Given information -

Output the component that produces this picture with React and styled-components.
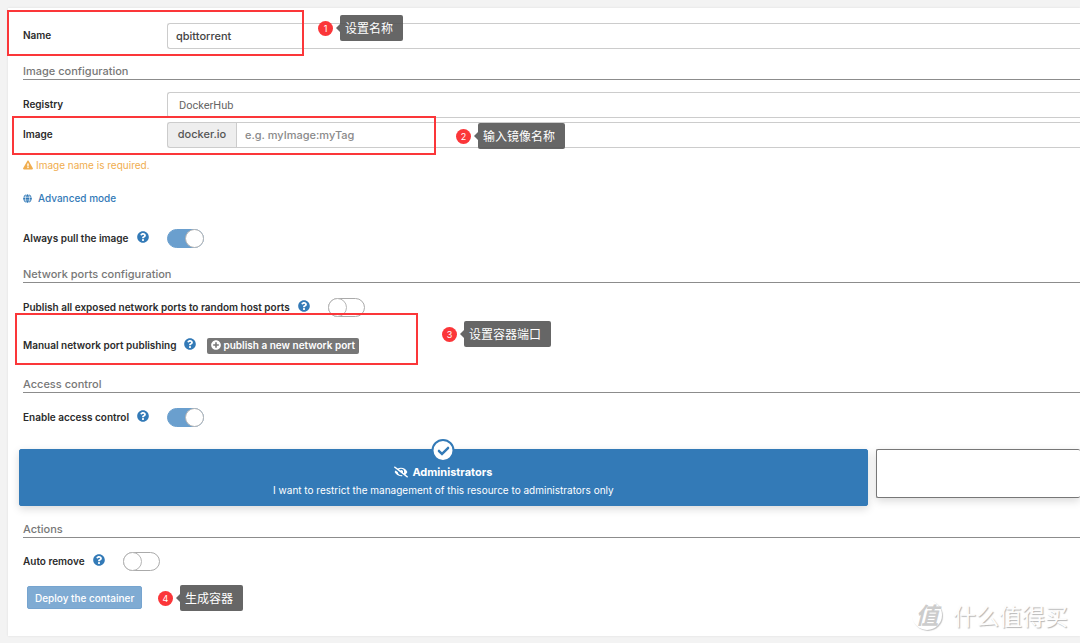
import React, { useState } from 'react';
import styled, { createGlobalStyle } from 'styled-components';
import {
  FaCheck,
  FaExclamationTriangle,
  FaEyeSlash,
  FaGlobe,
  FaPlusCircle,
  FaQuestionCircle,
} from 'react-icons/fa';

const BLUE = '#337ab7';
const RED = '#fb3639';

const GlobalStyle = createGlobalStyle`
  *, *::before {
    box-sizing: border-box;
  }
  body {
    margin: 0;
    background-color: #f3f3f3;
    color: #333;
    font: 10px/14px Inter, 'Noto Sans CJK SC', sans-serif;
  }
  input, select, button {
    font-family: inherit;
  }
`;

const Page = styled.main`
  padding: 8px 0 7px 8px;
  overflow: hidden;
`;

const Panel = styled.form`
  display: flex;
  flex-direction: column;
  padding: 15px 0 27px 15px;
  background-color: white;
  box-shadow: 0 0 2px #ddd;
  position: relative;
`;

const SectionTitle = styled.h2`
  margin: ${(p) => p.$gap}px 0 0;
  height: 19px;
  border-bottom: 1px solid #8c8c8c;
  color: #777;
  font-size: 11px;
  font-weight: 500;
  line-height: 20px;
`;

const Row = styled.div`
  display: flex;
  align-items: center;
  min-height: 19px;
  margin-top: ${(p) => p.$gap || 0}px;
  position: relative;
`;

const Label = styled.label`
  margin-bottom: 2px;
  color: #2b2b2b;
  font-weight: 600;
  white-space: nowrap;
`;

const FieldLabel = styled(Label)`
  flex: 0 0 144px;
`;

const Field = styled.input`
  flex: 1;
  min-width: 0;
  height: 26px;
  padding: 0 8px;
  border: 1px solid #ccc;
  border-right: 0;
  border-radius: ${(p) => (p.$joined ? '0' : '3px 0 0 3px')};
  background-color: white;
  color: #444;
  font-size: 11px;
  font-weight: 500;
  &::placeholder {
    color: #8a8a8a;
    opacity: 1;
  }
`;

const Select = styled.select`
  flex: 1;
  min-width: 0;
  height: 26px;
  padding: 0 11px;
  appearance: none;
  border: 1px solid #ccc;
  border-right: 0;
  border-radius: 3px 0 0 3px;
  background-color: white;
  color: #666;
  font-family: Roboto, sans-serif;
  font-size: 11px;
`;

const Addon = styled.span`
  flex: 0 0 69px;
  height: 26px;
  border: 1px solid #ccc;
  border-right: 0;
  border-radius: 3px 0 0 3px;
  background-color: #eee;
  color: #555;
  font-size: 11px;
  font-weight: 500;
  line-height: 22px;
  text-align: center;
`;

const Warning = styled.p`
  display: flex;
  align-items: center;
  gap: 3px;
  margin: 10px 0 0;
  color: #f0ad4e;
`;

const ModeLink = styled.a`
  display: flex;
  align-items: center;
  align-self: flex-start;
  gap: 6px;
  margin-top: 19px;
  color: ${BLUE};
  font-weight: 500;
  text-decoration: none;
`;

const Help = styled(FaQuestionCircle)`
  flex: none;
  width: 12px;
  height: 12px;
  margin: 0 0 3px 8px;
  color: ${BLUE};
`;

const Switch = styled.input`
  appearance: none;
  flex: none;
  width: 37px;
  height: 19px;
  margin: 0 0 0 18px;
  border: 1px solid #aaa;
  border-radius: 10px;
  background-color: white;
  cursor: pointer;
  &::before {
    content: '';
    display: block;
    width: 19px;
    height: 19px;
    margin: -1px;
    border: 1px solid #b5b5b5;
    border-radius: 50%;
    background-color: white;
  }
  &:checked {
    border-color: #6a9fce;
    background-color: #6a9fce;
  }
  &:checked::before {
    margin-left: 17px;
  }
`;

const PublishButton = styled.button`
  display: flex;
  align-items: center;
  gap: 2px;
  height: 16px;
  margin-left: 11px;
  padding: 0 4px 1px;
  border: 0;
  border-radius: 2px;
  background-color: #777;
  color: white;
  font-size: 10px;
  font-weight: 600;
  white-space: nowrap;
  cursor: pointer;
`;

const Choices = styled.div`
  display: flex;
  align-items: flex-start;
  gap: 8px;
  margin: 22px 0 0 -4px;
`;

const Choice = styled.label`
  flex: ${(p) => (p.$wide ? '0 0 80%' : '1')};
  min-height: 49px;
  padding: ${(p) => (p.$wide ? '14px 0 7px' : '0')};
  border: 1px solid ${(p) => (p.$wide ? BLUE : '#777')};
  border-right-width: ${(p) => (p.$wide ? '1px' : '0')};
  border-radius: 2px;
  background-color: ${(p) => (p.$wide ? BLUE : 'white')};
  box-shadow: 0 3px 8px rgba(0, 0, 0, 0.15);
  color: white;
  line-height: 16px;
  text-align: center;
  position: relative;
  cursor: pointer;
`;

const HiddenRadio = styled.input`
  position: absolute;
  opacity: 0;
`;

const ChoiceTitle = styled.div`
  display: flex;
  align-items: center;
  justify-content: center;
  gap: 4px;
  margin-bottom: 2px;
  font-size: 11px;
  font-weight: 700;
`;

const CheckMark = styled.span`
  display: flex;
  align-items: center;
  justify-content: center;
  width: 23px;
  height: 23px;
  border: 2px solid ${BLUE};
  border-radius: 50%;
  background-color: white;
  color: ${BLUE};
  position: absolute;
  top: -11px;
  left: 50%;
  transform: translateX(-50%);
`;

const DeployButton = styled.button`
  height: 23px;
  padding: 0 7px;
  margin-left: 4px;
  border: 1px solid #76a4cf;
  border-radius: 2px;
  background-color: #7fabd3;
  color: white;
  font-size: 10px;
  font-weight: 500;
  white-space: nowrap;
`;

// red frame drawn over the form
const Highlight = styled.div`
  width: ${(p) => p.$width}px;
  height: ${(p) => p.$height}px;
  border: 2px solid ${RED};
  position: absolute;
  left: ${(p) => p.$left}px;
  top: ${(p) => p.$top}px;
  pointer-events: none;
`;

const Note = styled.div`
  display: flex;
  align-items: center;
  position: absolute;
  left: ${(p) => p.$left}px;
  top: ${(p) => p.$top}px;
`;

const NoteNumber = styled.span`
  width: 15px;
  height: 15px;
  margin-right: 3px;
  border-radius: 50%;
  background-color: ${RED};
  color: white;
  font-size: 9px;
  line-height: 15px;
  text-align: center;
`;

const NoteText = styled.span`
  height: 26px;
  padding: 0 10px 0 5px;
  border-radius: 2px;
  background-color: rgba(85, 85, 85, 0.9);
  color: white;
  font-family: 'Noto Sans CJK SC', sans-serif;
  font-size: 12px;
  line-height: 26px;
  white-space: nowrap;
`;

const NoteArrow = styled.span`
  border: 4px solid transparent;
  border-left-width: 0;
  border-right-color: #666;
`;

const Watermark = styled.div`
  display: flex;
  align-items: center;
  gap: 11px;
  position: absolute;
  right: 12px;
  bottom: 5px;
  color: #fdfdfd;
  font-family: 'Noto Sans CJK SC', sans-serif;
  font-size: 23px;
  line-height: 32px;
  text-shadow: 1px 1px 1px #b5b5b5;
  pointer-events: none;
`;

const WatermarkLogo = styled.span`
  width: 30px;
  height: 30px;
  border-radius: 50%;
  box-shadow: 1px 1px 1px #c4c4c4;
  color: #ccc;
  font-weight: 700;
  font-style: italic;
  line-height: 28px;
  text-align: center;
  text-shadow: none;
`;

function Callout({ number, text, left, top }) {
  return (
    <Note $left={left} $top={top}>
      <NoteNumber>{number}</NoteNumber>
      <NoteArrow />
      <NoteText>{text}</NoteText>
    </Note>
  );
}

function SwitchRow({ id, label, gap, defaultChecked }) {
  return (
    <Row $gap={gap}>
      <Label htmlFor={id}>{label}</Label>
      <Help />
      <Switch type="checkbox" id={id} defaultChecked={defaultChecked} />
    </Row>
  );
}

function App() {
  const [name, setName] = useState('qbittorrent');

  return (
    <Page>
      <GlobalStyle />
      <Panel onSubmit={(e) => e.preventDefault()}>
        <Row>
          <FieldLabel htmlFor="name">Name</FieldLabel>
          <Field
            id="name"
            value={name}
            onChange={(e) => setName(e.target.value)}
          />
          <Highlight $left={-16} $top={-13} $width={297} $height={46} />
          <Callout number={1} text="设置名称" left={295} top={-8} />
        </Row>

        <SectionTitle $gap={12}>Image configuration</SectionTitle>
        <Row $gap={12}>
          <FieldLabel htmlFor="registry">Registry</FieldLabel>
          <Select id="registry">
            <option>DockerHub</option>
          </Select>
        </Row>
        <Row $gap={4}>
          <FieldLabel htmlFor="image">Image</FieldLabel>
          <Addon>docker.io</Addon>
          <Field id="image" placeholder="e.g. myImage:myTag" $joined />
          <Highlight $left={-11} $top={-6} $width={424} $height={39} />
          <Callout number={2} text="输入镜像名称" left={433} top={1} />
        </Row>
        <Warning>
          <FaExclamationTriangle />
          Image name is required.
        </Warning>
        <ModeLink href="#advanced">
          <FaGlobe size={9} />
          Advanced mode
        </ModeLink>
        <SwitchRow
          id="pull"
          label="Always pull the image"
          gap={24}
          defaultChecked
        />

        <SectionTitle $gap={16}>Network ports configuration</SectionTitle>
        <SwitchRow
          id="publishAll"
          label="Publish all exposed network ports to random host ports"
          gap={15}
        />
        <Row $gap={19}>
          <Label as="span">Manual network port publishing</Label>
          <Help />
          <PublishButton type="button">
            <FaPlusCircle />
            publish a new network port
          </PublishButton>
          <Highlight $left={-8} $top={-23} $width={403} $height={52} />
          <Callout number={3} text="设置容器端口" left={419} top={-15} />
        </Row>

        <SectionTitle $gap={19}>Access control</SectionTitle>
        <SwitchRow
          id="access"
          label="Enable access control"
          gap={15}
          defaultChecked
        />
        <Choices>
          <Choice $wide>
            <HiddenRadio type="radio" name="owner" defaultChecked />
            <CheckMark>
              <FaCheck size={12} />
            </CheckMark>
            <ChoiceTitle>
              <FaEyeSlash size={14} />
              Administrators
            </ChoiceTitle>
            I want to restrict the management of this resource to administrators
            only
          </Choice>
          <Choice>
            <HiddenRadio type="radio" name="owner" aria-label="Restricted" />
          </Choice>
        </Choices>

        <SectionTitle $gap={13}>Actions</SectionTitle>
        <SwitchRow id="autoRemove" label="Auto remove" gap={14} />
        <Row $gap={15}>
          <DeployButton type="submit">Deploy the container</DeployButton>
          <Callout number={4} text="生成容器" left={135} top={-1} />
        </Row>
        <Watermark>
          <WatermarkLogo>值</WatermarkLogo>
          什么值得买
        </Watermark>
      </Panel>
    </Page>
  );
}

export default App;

The exercise - Everything from the first line to the line with "const RED = '#fb3639';" must be repeated exactly, and nothing else. Leave the pictures out.

Full response -
Output the component that produces this picture with React and styled-components.
import React, { useState } from 'react';
import styled, { createGlobalStyle } from 'styled-components';
import {
  FaCheck,
  FaExclamationTriangle,
  FaEyeSlash,
  FaGlobe,
  FaPlusCircle,
  FaQuestionCircle,
} from 'react-icons/fa';

const BLUE = '#337ab7';
const RED = '#fb3639';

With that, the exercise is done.